Yang dapat diterjemahkan sebagai: Jika ada keluarga yang melanggar aturan dari awig-awig Desa Adat Sangeh maka akan dikenakan denda berupa uang asli 200 keping.
Penanda Taman Wisata Alam Sangeh (Sumber Foto : Koleksi Redaksi)
Kemudian apabila terjadi pelanggaran di kawasan hutan Sangeh, maka masyarakat terkait akan dikenakan sanksi berupa pengembalian keseimbangan secara niskala dengan melakukan serangkaian ritual-ritual adat yaitu upacara mecaru atau pembersihan secara niskala di wilayah kawasan hutan Sangeh dan di Pura Bukit Sangeh.

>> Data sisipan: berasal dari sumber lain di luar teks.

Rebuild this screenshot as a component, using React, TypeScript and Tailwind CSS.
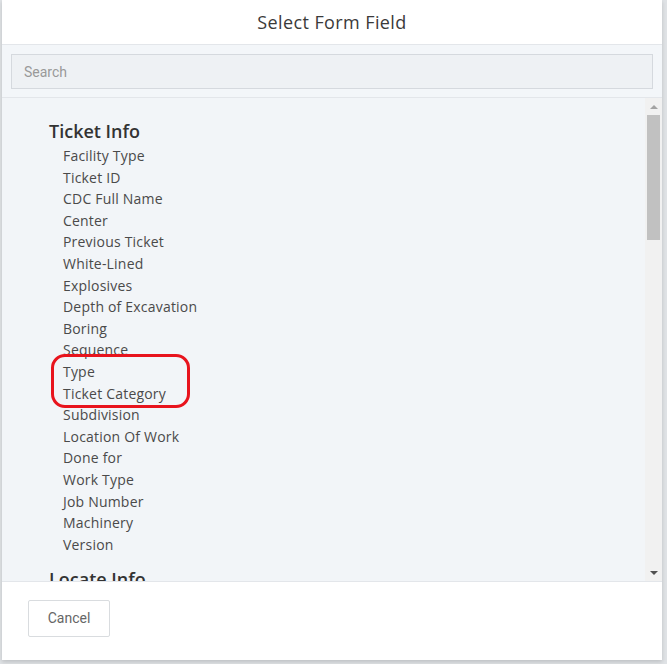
import React from "react";

const ticketFields = [
    "Facility Type",
    "Ticket ID",
    "CDC Full Name",
    "Center",
    "Previous Ticket",
    "White-Lined",
    "Explosives",
    "Depth of Excavation",
    "Boring",
    "Sequence",
    "Type",
    "Ticket Category",
    "Subdivision",
    "Location Of Work",
    "Done for",
    "Work Type",
    "Job Number",
    "Machinery",
    "Version",
];

function Scrollbar() {
    return (
        <div className="w-[17px] shrink-0 bg-[#f1f1f1] flex flex-col items-center">
            <div className="h-[17px] flex items-center justify-center">
                <div className="w-0 h-0 border-l-[4px] border-r-[4px] border-b-[4px] border-l-transparent border-r-transparent border-b-[#a3a3a3]" />
            </div>
            <div className="w-[13px] h-[125px] bg-[#c1c1c1]" />
            <div className="flex-1" />
            <div className="h-[17px] flex items-center justify-center">
                <div className="w-0 h-0 border-l-[4px] border-r-[4px] border-t-[4px] border-l-transparent border-r-transparent border-t-[#505050]" />
            </div>
        </div>
    );
}

export default function App() {
    return (
        <div className="w-[667px] h-[664px] bg-[#dfe2e5] pl-[2px] overflow-hidden">
            <div className="w-[660px] h-[660px] bg-white flex flex-col shadow-[0_2px_4px_rgba(0,0,0,0.15)]">
                <div className="h-[45px] shrink-0 border-b border-[#e3e6ea] flex items-center justify-center">
                    <h2 className="text-[18px] text-[#3a3a3a] font-normal tracking-[0.4px] font-['Open_Sans',sans-serif]">
                        Select Form Field
                    </h2>
                </div>

                <div className="h-[53px] shrink-0 bg-[#f3f6f9] border-b border-[#e3e6ea] px-[9px] pt-[9px]">
                    <input
                        placeholder="Search"
                        className="w-full h-[35px] bg-[#eef1f4] border border-[#d5d9de] px-3 text-[14px] text-[#555] placeholder:text-[#999] outline-none font-['Roboto',sans-serif]"
                    />
                </div>

                <div className="flex-1 min-h-0 flex bg-[#f2f5f8] relative">
                    <div className="flex-1 overflow-hidden pl-[47px] pt-[21px] font-['Open_Sans',sans-serif]">
                        <h3 className="text-[18px] leading-[24px] font-semibold text-[#333] mb-[2px]">
                            Ticket Info
                        </h3>
                        <ul className="pl-[14px]">
                            {ticketFields.map((field) => (
                                <li key={field} className="text-[14px] leading-[21.6px] tracking-[0.2px] text-[#4a4a4a]">
                                    {field}
                                </li>
                            ))}
                        </ul>
                        <h3 className="text-[18px] leading-[24px] font-semibold text-[#333] mt-[12px]">
                            Locate Info
                        </h3>
                    </div>
                    <Scrollbar />

                    {/* red highlight drawn over the list */}
                    <div className="absolute left-[49px] top-[256px] w-[139px] h-[54px] border-[3.5px] border-[#e8141d] rounded-[14px]" />
                </div>

                <div className="h-[79px] shrink-0 border-t border-[#e3e6ea] pl-[26px] pt-[18px]">
                    <button className="w-[82px] h-[37px] border border-[#d9dcdf] rounded-[2px] bg-white text-[14px] text-[#666] font-['Roboto',sans-serif]">
                        Cancel
                    </button>
                </div>
            </div>
        </div>
    );
}
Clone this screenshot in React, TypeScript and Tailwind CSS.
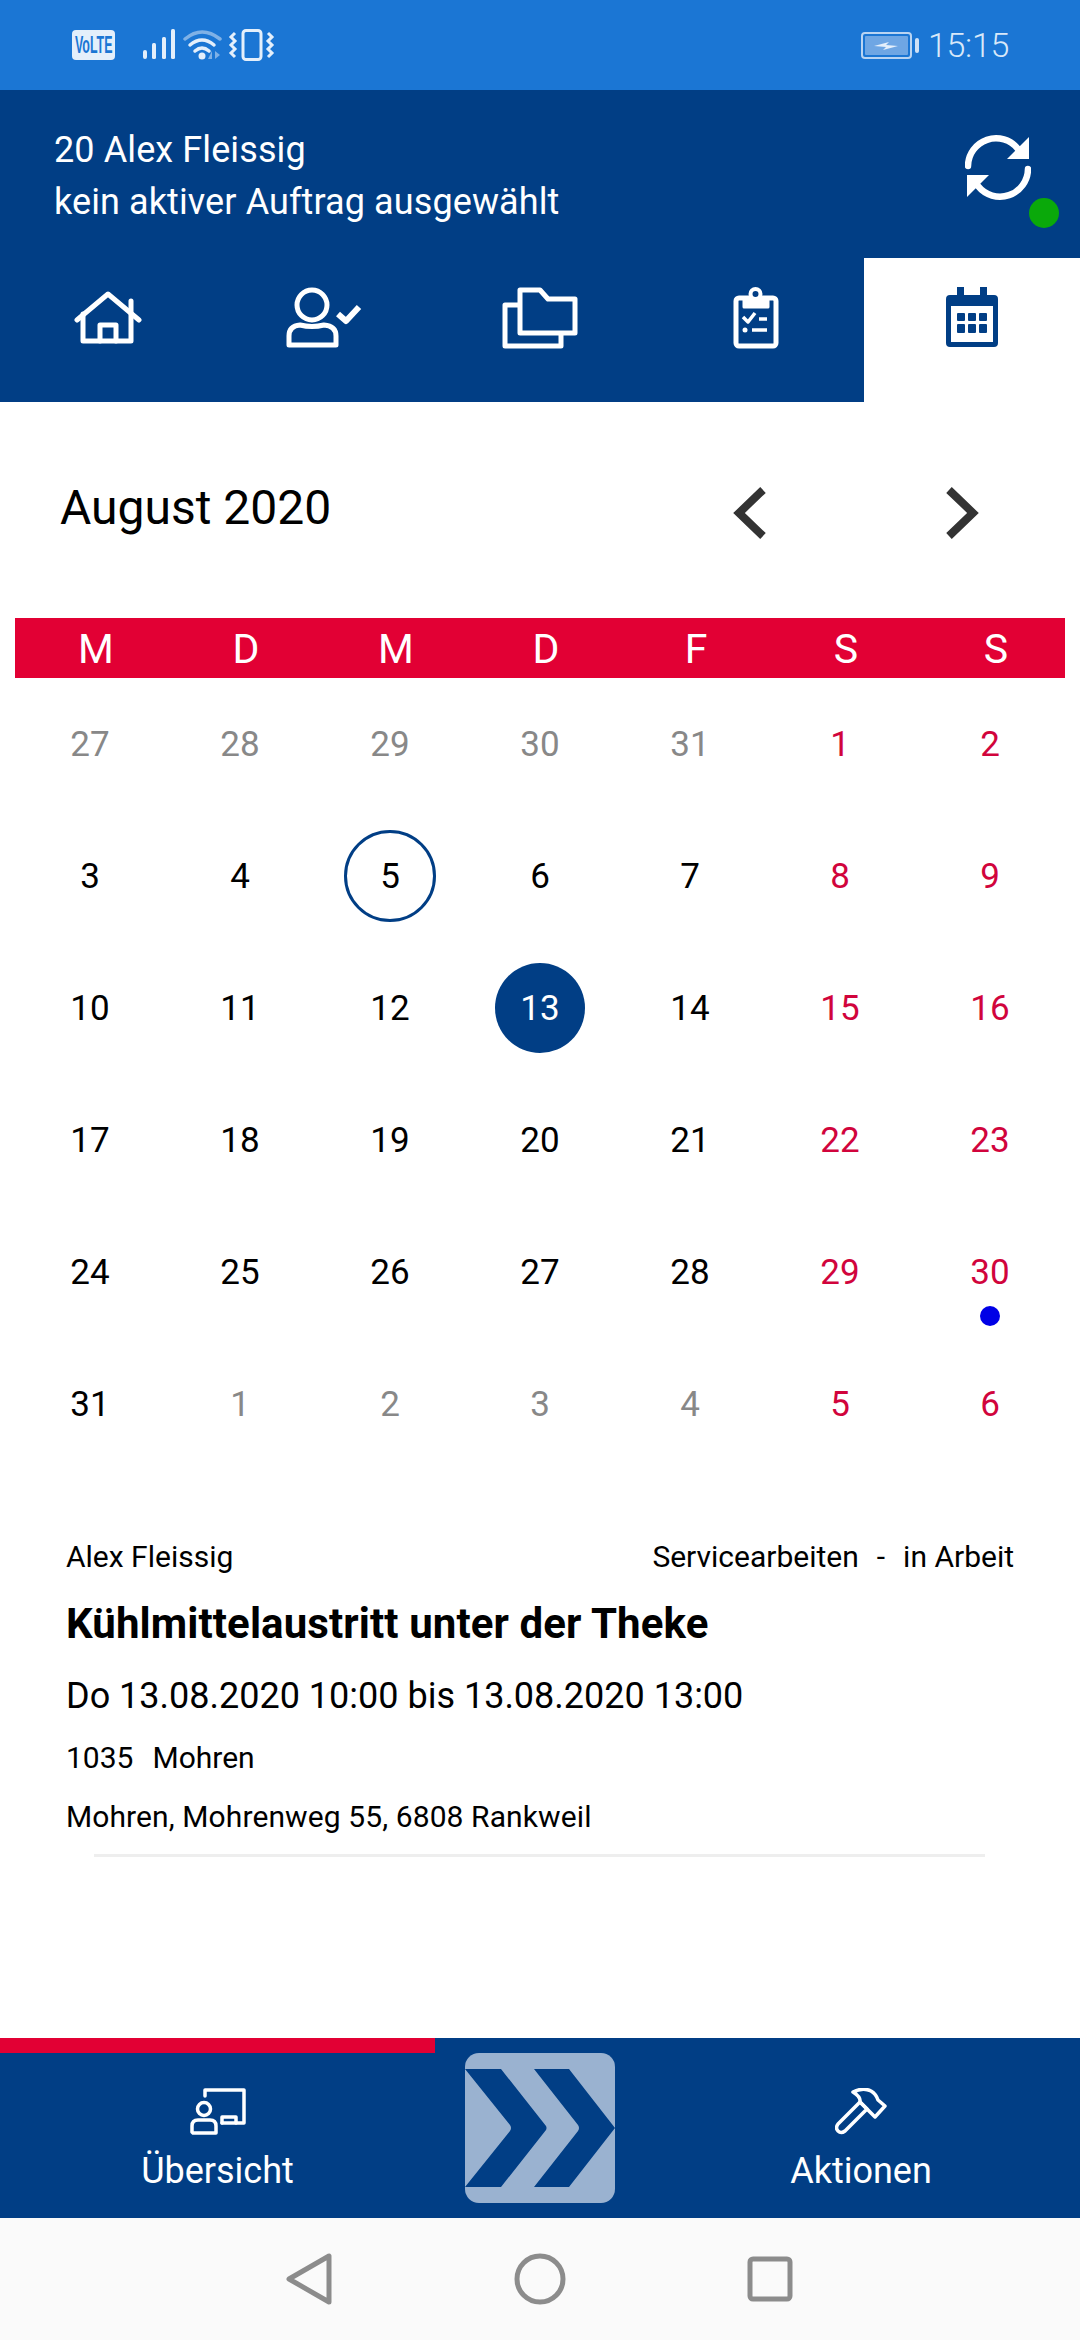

Menghabiskan waktu untuk bersenang-senang di Alas Pala adalah hal yang menyenangkan untuk wisatawan. Akan menjadi jauh menyenangkan bagi masyarakat adat setempat apabila wisatawan juga turut menghormati kepercayaan yang berlaku di area wisata Alas Pala. Penghormatan kepercayaan ini dapat dilakukan dengan memenuhi aturan yang berlaku seperti pengunjung atau wisatawan wanita dilarang untuk memasuki kawasan hutan jika dalam keadaan haid, berpakaian sopan dan rapi saat memasuki kawasan suci, tidak memegang atau mempermainkan monyet, dan tidak membuang sampah sembarangan.